A look at Morrow’s performance with men on base reveals some interesting findings:
|Brandon Morrow 2010||IP||K%||BB%||FB%||BABIP|
|Men on Base||68.2||29.2||9.3||43.7||.380|
|Men in Scoring||35.1||29.8||10.1||43.8||.411|
|Brandon Morrow 2011||IP||K%||BB%||FB%||BABIP|
|Men on Base||75.1||26.5||9.2||47.4||.335|
|Men in Scoring||40||26.3||10.2||49.5||.355|
Morrow’s peripherals — particularly his K and BB percentage — don’t change all that drastically when he has runners on base. In 2010, Morrow’s walk rate was actually at its lowest with men on base. While his walk rate increased with men on base in 2011, his strikeout rate jumped too.
Morrow tends to give up more fly balls with men on base, as well — perhaps as a result of pitching up in the zone to get more strikeouts. While we typically expect fly balls to lead to a lower BABIP, Morrow’s BABIP actually increased in these situations.
Morrow’s poor BABIP with men on base could be one explanation for his difference between ERA and FIP. Either that, or Morrow is terrible out of the stretch. That argument doesn’t seem likely since most of his peripherals stay fairly consistent with men on base.

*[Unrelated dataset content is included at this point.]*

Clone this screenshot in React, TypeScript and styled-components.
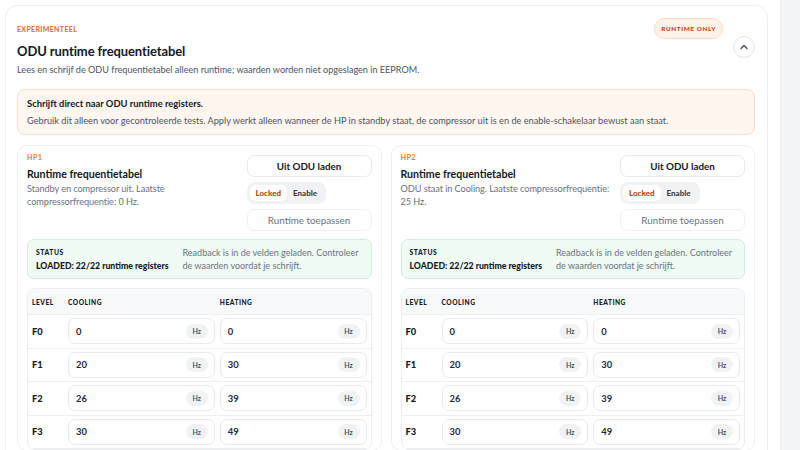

For Morrow’s ERA to match his FIP, his BABIP in crucial situations needs to decrease. Thankfully for Morrow, there’s a lot of year-to-year variance in league leaders when it comes to BABIP and men on base. Over the past five seasons, only five pitchers have finished in the top 10 in BABIP with men on base more than once. Those five are Morrow, Derek Lowe, Livan Hernandez, Justin Verlander and Kevin Millwood. The fact that Lowe, Hernandez and Millwood made the list multiple times shouldn’t be as surprising, since they’ve routinely given up lots of hits each season.
On this list, perhaps Verlander is most comparable to Morrow. It’s not a perfect comparison — Morrow strikes out and walks more hitters than Verlander — but the other guys on the list are generally low-strikeout guys who give up a lot of hits. Like Morrow, Verlander’s BABIP with men on base ranked in the top 10 for two consecutive seasons. Following those two years, though, his BABIP with men on base dropped to a more reasonable level. In 2011, Verlander’s .249 BABIP with men on base was one among the league’s lowest.
So what’s next for Morrow? It seems that luck —actually, the lack of it — has played a big role in Morrow’s struggles. Even if Morrow is less effective pitching from the stretch, it’s incredibly unlikely he’ll end up with another top 10 BABIP with men on base for yet another season. This year, his ERA might finally match his FIP. If that happens, Morrow would go from one of the most frustrating starters in baseball to one of the best.